Deaths among children are higher than during the same period in every other season since reporting started in 2004-’05 with the exception of the 2009 H1N1 pandemic, according to a Centers for Disease Control and Prevention (CDC) report. Nearly two-thirds of the deaths were due to influenza B viruses, which are known to cause severe illness in children.
Hospitalization rates for children also are unusually high. Children ages 4 and under have been hospitalized at a rate of 93.9 per 100,000 children, the highest CDC has on record for this age group, surpassing rates during the 2009 H1N1 pandemic. Rates for children ages 5-17 are 24.4 per 100,000, higher than any recent regular season but lower than during the H1N1 pandemic.
Overall, about 6.4% of outpatient visits were for flu during the week ending March 28, up from 5.8% the week before. However, the CDC noted that the coronavirus disease 2019 (COVID-19) pandemic is affecting health care-seeking behavior.

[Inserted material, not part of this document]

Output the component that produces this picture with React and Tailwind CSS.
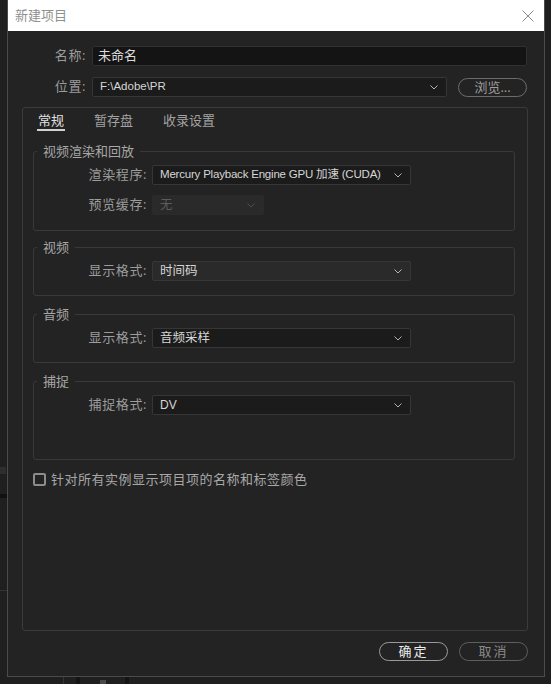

“The number of persons and their reasons for seeking care in the outpatient and ED settings is changing,” the CDC said in its weekly FluView report. “These changes impact data in … ways that are difficult to differentiate from changes in illness levels.” The data should therefore be interpreted with caution, the agency added.
The CDC estimates about 39 million people have gotten sick with flu, 400,000 have been hospitalized and 24,000 have died this season.
Flu activity confirmed by clinical laboratories continues to decrease and is now low.
The AAP and CDC recommend everyone 6 months and older get vaccinated. Physicians with high-risk patients who have contracted the virus should treat them promptly with antivirals.
For the 2020-’21 season, pediatricians can use either flu shots or nasal spray flu vaccines for their patients. The AAP is keeping its recommendation the same as this season’s, noting that any licensed, age-appropriate vaccine is acceptable.